Oct 3, 2023 - Economy

Why you should be skeptical of that job openings number

Data: Bureau of Labor Statistics; Chart: Axios Visuals
Data: Bureau of Labor Statistics; Chart: Axios Visuals

For all the signs of a cooling economy, employers sure had an awful lot of open jobs as summer came to an end, according to a shocker of a labor market report out Tuesday. But it's probably sending a misleading signal.

Driving the news: Employers reported having 9.6 million job openings at the end of August, according to the Job Openings and Labor Turnover report, up 690,000 from July, driven by a particularly large surge in professional and business services openings.

  • Taken at face value, that would seem to suggest Corporate America is ramping up hiring plans once again — implying the super-tight labor market is tightening further rather than coming back into balance.
  • The news drove bond yields up and stocks down, as investors put higher odds on further Fed interest rate increases. The Fed has been looking for openings to drift downward as a way to cool the job market without mass layoffs.

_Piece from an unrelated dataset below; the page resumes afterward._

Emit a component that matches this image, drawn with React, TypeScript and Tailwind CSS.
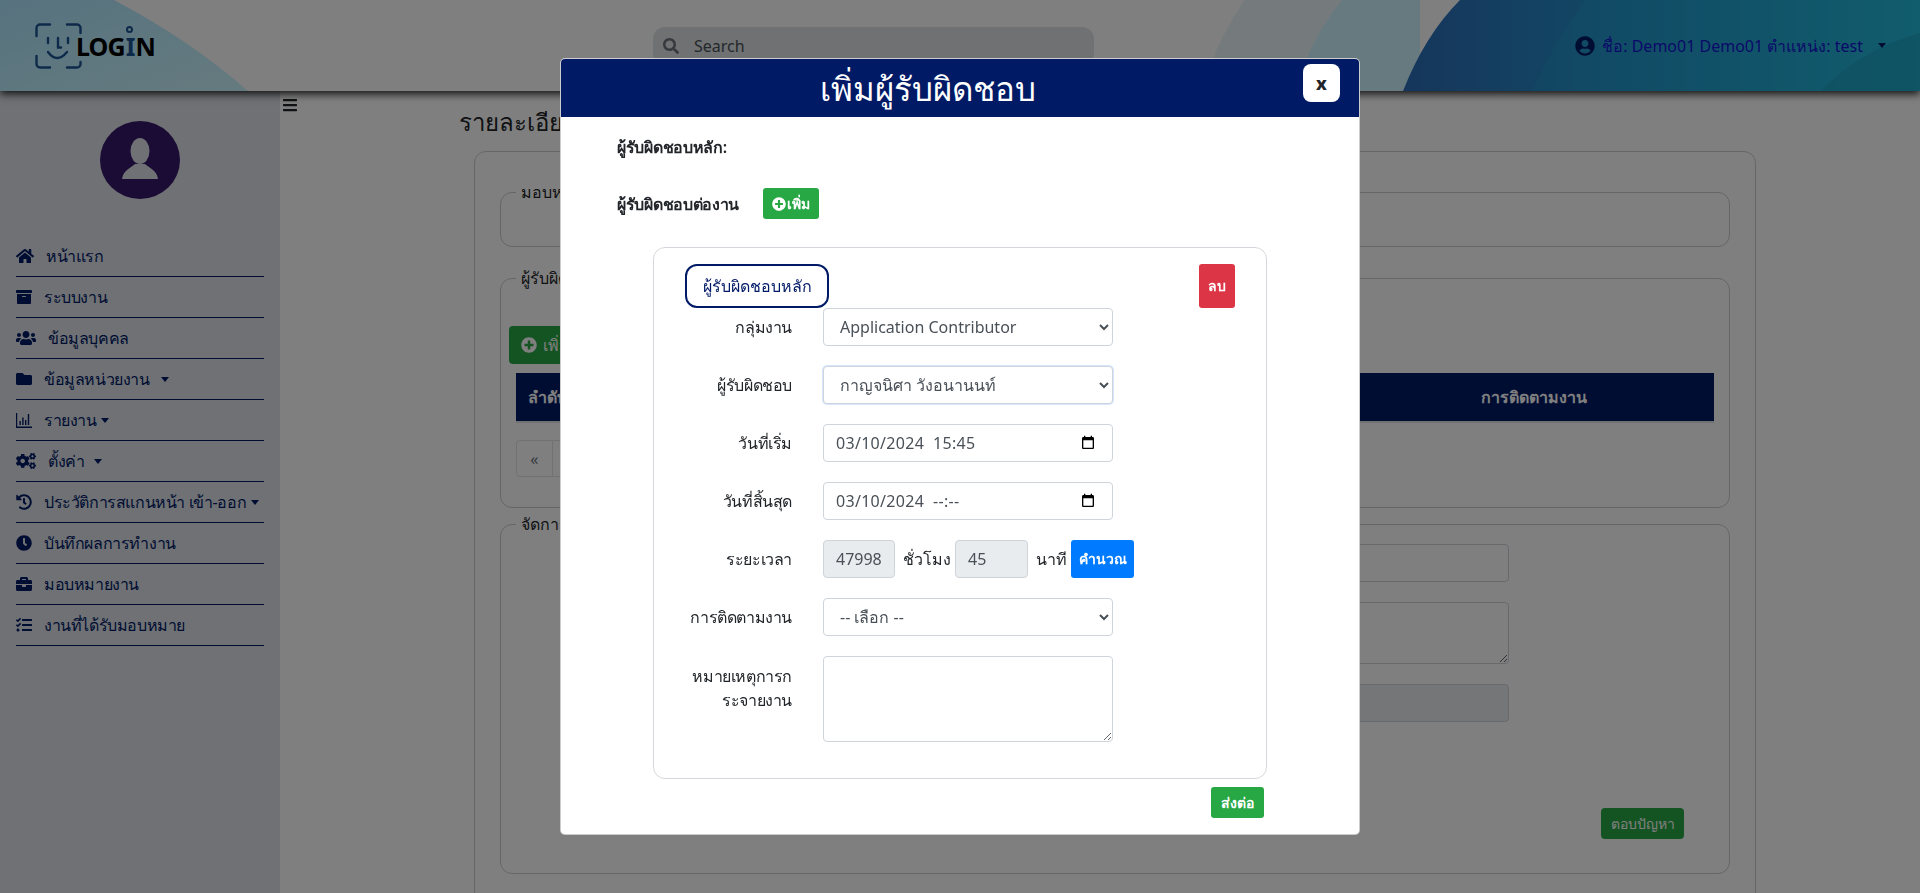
import {
  FaHome, FaArchive, FaUsers, FaFolder, FaCogs, FaHistory, FaClock, FaBriefcase, FaTasks,
  FaPlusCircle, FaUserCircle, FaSearch, FaBars,
} from "react-icons/fa";
import type { ReactNode } from "react";

const FONT = "font-['Noto_Sans','Noto_Sans_CJK_SC',sans-serif]";

function Caret({ className = "" }: { className?: string }) {
  return (
    <span
      className={`inline-block h-0 w-0 shrink-0 border-x-[4px] border-t-[5px] border-x-transparent border-t-current ${className}`}
    />
  );
}

function ChartIcon() {
  return (
    <svg className="h-4 w-4 shrink-0" viewBox="0 0 16 16" fill="currentColor">
      <path d="M0 1h1.2v13.4H16V16H0Z" />
      <path d="M3.4 9h1.4v4H3.4ZM6.2 5.5h1.4V13H6.2ZM9 8h1.4v5H9ZM11.8 2h1.4v11h-1.4Z" />
    </svg>
  );
}

type NavItem = { icon: ReactNode; text: string; caret?: string };

const nav: NavItem[] = [
  { icon: <FaHome className="h-4 w-[18px] shrink-0" />, text: "หน้าแรก" },
  { icon: <FaArchive className="h-4 w-4 shrink-0" />, text: "ระบบงาน" },
  { icon: <FaUsers className="h-4 w-5 shrink-0" />, text: "ข้อมูลบุคคล" },
  { icon: <FaFolder className="h-4 w-4 shrink-0" />, text: "ข้อมูลหน่วยงาน", caret: "ml-[11px]" },
  { icon: <ChartIcon />, text: "รายงาน", caret: "ml-[4px]" },
  { icon: <FaCogs className="h-4 w-5 shrink-0" />, text: "ตั้งค่า", caret: "ml-[10px]" },
  { icon: <FaHistory className="h-4 w-4 shrink-0" />, text: "ประวัติการสแกนหน้า เข้า-ออก", caret: "ml-[5px]" },
  { icon: <FaClock className="h-4 w-4 shrink-0" />, text: "บันทึกผลการทำงาน" },
  { icon: <FaBriefcase className="h-4 w-4 shrink-0" />, text: "มอบหมายงาน" },
  { icon: <FaTasks className="h-4 w-4 shrink-0" />, text: "งานที่ได้รับมอบหมาย" },
];

function HeaderArt() {
  return (
    <svg className="absolute inset-0 h-[91px] w-[1920px]" viewBox="0 0 1920 91" preserveAspectRatio="none">
      <defs>
        <linearGradient id="blob" x1="0" y1="0" x2="1" y2="1">
          <stop offset="0" stopColor="#aee6ff" />
          <stop offset="1" stopColor="#ccf6ff" />
        </linearGradient>
        <linearGradient id="deep" x1="0" y1="0" x2="1" y2="0">
          <stop offset="0" stopColor="#2c6cb8" />
          <stop offset="0.45" stopColor="#2496cc" />
          <stop offset="1" stopColor="#24c0de" />
        </linearGradient>
      </defs>
      <path d="M0 0H114Q190 40 248 91H0Z" fill="url(#blob)" />
      <path d="M1244 0Q1215 45 1200 91H1420V0Z" fill="#eaf6fb" />
      <path d="M1342 0Q1310 40 1295 91H1420V0Z" fill="#ccf4ff" />
      <path d="M1460 0Q1425 35 1403 91H1920V0Z" fill="url(#deep)" />
      <path d="M1586 0Q1555 40 1532 91H1920V0Z" fill="#1ea8d0" fillOpacity="0.25" />
      <path d="M1821 91Q1860 50 1920 33V91Z" fill="#1c9cc0" fillOpacity="0.55" />
    </svg>
  );
}

function Logo() {
  return (
    <div className="flex w-[653px] shrink-0 items-center pl-[35px]">
      <svg className="h-[46px] w-[47px] shrink-0" viewBox="0 0 47 46" fill="none" stroke="#1c5594" strokeWidth="2.4" strokeLinecap="round">
        <path d="M1.5 13V5A3.5 3.5 0 0 1 5 1.5H15" />
        <path d="M32 1.5H42A3.5 3.5 0 0 1 45.5 5V10" />
        <path d="M1.5 33V41A3.5 3.5 0 0 0 5 44.5H15" />
        <path d="M32 44.5H42A3.5 3.5 0 0 0 45.5 41V39" />
        <path d="M13 15V20M33 15V20M23 15V24.5H26" />
        <path d="M13 29Q22 41 32 29" />
      </svg>
      <span className="relative z-[1] -ml-[6px] mt-[2px] flex text-[25px] font-bold leading-none tracking-[-0.9px] text-black">
        <span>LOG</span>
        <span className="relative mx-[1px] text-[#1c5594]">
          I
          <span className="absolute -top-[8px] left-[0px] h-[7px] w-[7px] rounded-full border-2 border-[#1c5594]" />
        </span>
        <span>N</span>
      </span>
    </div>
  );
}

function Sidebar() {
  return (
    <aside className="w-[280px] shrink-0 bg-[#dee2e8] px-4 pt-[30px]">
      <div className="flex justify-center">
        <svg className="h-[78px] w-[80px]" viewBox="0 0 80 78">
          <ellipse cx="40" cy="39" rx="40" ry="39" fill="#35196a" />
          <ellipse cx="40" cy="30" rx="9.5" ry="13" fill="#dee2e8" />
          <path d="M22 58C23 50 30 47 35 43H45C50 47 57 50 58 58Z" fill="#dee2e8" />
        </svg>
      </div>
      <nav className="mt-[37px] flex flex-col text-[#001a66]">
        {nav.map((n) => (
          <div key={n.text} className="flex h-[41px] items-center border-b border-[#001a66]">
            {n.icon}
            <span className="ml-[12px] whitespace-nowrap text-base tracking-[-0.4px]">{n.text}</span>
            {n.caret && <Caret className={n.caret} />}
          </div>
        ))}
      </nav>
    </aside>
  );
}

function Panel({ legend, className, children }: { legend: string; className: string; children?: ReactNode }) {
  return (
    <div className={`relative rounded-xl border border-[#cccccc] ${className}`}>
      <span className="absolute -top-[13px] left-[15px] bg-white px-[5px] text-base font-medium leading-6 text-[#212529]">
        {legend}
      </span>
      {children}
    </div>
  );
}

function Main() {
  return (
    <main className="flex min-w-0 flex-1 bg-white">
      <div className="w-[17px] shrink-0 pl-[3px] pt-[5px] text-[#212529]">
        <FaBars className="h-[18px] w-[14px]" />
      </div>
      <div className="ml-[177px] w-[1282px] shrink-0 pt-[13px]">
        <h1 className="-ml-[15px] text-2xl font-normal leading-9 text-[#212529]">รายละเอียดงาน</h1>
        <div className="mt-[11px] h-[800px] rounded-xl border border-[#cccccc] px-[25px] pt-[40px]">
          <Panel legend="มอบหมายงาน" className="h-[55px]" />
          <Panel legend="ผู้รับผิดชอบ" className="mt-[31px] h-[230px] px-[8px] pt-[47px]">
            <button className="flex h-[38px] w-[120px] items-center gap-[6px] rounded bg-[#28a745] px-3 text-base text-white">
              <FaPlusCircle className="h-4 w-4" /> เพิ่ม
            </button>
            <div className="mx-[7px] mt-[9px] flex h-[50px] items-center justify-between border-b-2 border-[#dee2e6] bg-[#001a66] font-semibold text-white">
              <span className="px-3">ลำดับ</span>
              <span className="w-[360px] text-center">การติดตามงาน</span>
            </div>
            <div className="mx-[7px] mt-[17px] flex h-[37px] w-[72px] text-[#6c757d]">
              <span className="flex w-[37px] items-center justify-center rounded-l border border-[#dee2e6]">«</span>
              <span className="flex w-[36px] items-center justify-center border border-l-0 border-[#dee2e6]">1</span>
            </div>
          </Panel>
          <Panel legend="จัดการปัญหา" className="mt-[16px] h-[350px] pt-[19px]">
            <div className="ml-[520px] mr-[220px] flex flex-col">
              <div className="h-[38px] rounded border border-[#ced4da]" />
              <textarea className="mt-5 h-[62px] w-full rounded border border-[#ced4da] bg-transparent" />
              <div className="mt-5 h-[38px] rounded border border-[#ced4da] bg-[#e9ecef]" />
            </div>
            <div className="mr-[45px] mt-[86px] flex justify-end">
              <button className="h-[31px] w-[83px] rounded bg-[#28a745] text-sm text-white">ตอบปัญหา</button>
            </div>
          </Panel>
        </div>
      </div>
    </main>
  );
}

const control = "h-[38px] rounded border border-[#ced4da] text-base text-[#495057]";

function Row({ label, children, top }: { label: ReactNode; children: ReactNode; top?: boolean }) {
  return (
    <div className={`flex ${top ? "items-start" : "items-center"}`}>
      <label className={`w-[138px] shrink-0 text-right text-base leading-6 tracking-[-0.4px] text-[#212529] ${top ? "pt-[8px]" : ""}`}>
        {label}
      </label>
      <div className="ml-[31px] flex items-center">{children}</div>
    </div>
  );
}

function DateField({ value }: { value: string }) {
  return (
    <div className={`${control} flex w-[290px] items-center justify-between bg-white pl-3 pr-[16px]`}>
      <input readOnly value={value} className="w-[220px] bg-transparent tracking-[0.3px] outline-none" />
      <svg className="h-[16px] w-[16px]" viewBox="0 0 24 24" fill="#000">
        <path d="M19 3h-1V1h-2v2H8V1H6v2H5c-1.11 0-1.99.9-1.99 2L3 19c0 1.1.89 2 2 2h14c1.1 0 2-.9 2-2V5c0-1.1-.9-2-2-2zm0 16H5V8h14v11z" />
      </svg>
    </div>
  );
}

function Modal() {
  return (
    <div className="fixed inset-0 z-20 flex items-start justify-center bg-black/50 pt-[58px]">
      <div className="w-[800px] overflow-hidden rounded-[5px] border border-black/20 bg-white">
        <div className="relative flex h-[58px] items-center bg-[#001a66] pr-[64px]">
          <h2 className="flex-1 text-center text-[33px] font-normal leading-none text-white">เพิ่มผู้รับผิดชอบ</h2>
          <button className="absolute right-[19px] top-[5px] flex h-[38px] w-[37px] items-center justify-center rounded-lg bg-white text-lg font-extrabold text-[#212529]">
            x
          </button>
        </div>
        <div className="flex flex-col pb-[16px] pl-[56px] pr-[95px] pt-[18px]">
          <div className="text-base font-semibold leading-6 tracking-[-0.3px] text-[#212529]">ผู้รับผิดชอบหลัก:</div>
          <div className="mt-[29px] flex items-center">
            <span className="w-[146px] text-base font-semibold leading-6 tracking-[-0.3px] text-[#212529]">ผู้รับผิดชอบต่องาน</span>
            <button className="flex h-[31px] w-[56px] items-center justify-center gap-[1px] rounded-[3px] bg-[#28a745] text-sm font-semibold text-white">
              <FaPlusCircle className="h-[14px] w-[14px]" />
              เพิ่ม
            </button>
          </div>
          <div className="ml-[36px] mt-[28px] w-[614px] rounded-xl border border-[#d4d8dc] pb-[36px] pt-[16px]">
            <div className="flex items-start justify-between pl-[31px] pr-[31px]">
              <span className="flex h-[44px] w-[144px] items-center justify-center rounded-xl border-2 border-[#001a66] text-base text-[#001a66]">
                ผู้รับผิดชอบหลัก
              </span>
              <button className="h-[44px] w-[36px] rounded-[3px] bg-[#dc3545] text-sm font-semibold text-white">ลบ</button>
            </div>
            <div className="flex flex-col gap-5">
              <Row label="กลุ่มงาน">
                <select defaultValue="a" className={`${control} w-[290px] bg-white px-3`}>
                  <option value="a">Application Contributor</option>
                </select>
              </Row>
              <Row label="ผู้รับผิดชอบ">
                <select defaultValue="a" className={`${control} w-[290px] border-[#80bdff] bg-white px-3 shadow-[0_0_0_1px_rgba(128,189,255,0.35)]`}>
                  <option value="a">กาญจนิศา วังอนานนท์</option>
                </select>
              </Row>
              <Row label="วันที่เริ่ม">
                <DateField value="03/10/2024  15:45" />
              </Row>
              <Row label="วันที่สิ้นสุด">
                <DateField value="03/10/2024  --:--" />
              </Row>
              <Row label="ระยะเวลา">
                <input readOnly value="47998" className={`${control} w-[72px] bg-[#e9ecef] px-3`} />
                <span className="ml-2 w-[44px] whitespace-nowrap text-base text-[#212529]">ชั่วโมง</span>
                <input readOnly value="45" className={`${control} ml-2 w-[73px] bg-[#e9ecef] px-3`} />
                <span className="ml-2 w-[27px] whitespace-nowrap text-base text-[#212529]">นาที</span>
                <button className="ml-2 h-[38px] w-[63px] rounded-[3px] bg-[#007bff] text-sm font-semibold text-white">คำนวณ</button>
              </Row>
              <Row label="การติดตามงาน">
                <select defaultValue="a" className={`${control} w-[290px] bg-white px-3`}>
                  <option value="a">-- เลือก --</option>
                </select>
              </Row>
              <Row top label={<>หมายเหตุการก<br />ระจายงาน</>}>
                <textarea className="h-[86px] w-[290px] rounded border border-[#ced4da] bg-white" />
              </Row>
            </div>
          </div>
          <div className="mt-[8px] flex justify-end">
            <button className="h-[31px] w-[53px] rounded-[3px] bg-[#28a745] text-sm font-semibold text-white">ส่งต่อ</button>
          </div>
        </div>
      </div>
    </div>
  );
}

export default function App() {
  return (
    <div className={`${FONT} flex h-screen flex-col overflow-hidden bg-white`}>
      <header className="relative z-10 flex h-[91px] shrink-0 items-center shadow-[0_3px_8px_rgba(0,0,0,0.85)]">
        <HeaderArt />
        <div className="relative flex w-full items-center">
          <Logo />
          <div className="flex h-[38px] w-[441px] shrink-0 items-center rounded-xl bg-[#dee2e6] pl-[10px] text-[#6c757d]">
            <FaSearch className="h-4 w-4" />
            <span className="ml-[15px] text-base text-[#495057]">Search</span>
          </div>
          <div className="ml-auto flex items-center pr-[34px] text-[#001a66]">
            <FaUserCircle className="h-5 w-5" />
            <span className="ml-[7px] whitespace-nowrap text-base text-[#1414d0]">ชื่อ: Demo01 Demo01 ตำแหน่ง: test</span>
            <Caret className="ml-[15px]" />
          </div>
        </div>
      </header>
      <div className="flex min-h-0 flex-1">
        <Sidebar />
        <Main />
      </div>
      <Modal />
    </div>
  );
}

Yes, but: There is reason to think that the new openings number is an aberration and the real underlying story in the U.S. labor market is one of a gradual — very gradual — cooldown.

  • Actual business hiring was basically unchanged in August, rising to 5.9 million people hired. The hiring rate was stable at 3.7%. The number of people who were laid off or quit was also flat in August.
  • Moreover, the job openings number frequently displays volatility that doesn't seem to align with any underlying economic change. The rubber-meets-road indicators around actual hiring and layoffs are more stable.

Meanwhile, many other data points are consistent with a slowing labor market. The average of 150,000 jobs added to employers' payrolls in June, July and August was less than half the Q1 rate (312,000 a month).

  • A survey of large-company CEOs by the Business Roundtable revealed a steep pullback in hiring expectations over the course of the year.

What they're saying: "Don't be fooled into thinking the longstanding cooldown in the labor market has suddenly reversed itself," said Nick Bunker with the Indeed Hiring Lab, in a note. The concentration of the surge in openings in a single sector, he said, is a strong hint that it reflects noise.

  • "Yes, the job market is still retaining a lot of heat, but it hasn't gone back on the boil," said Bunker.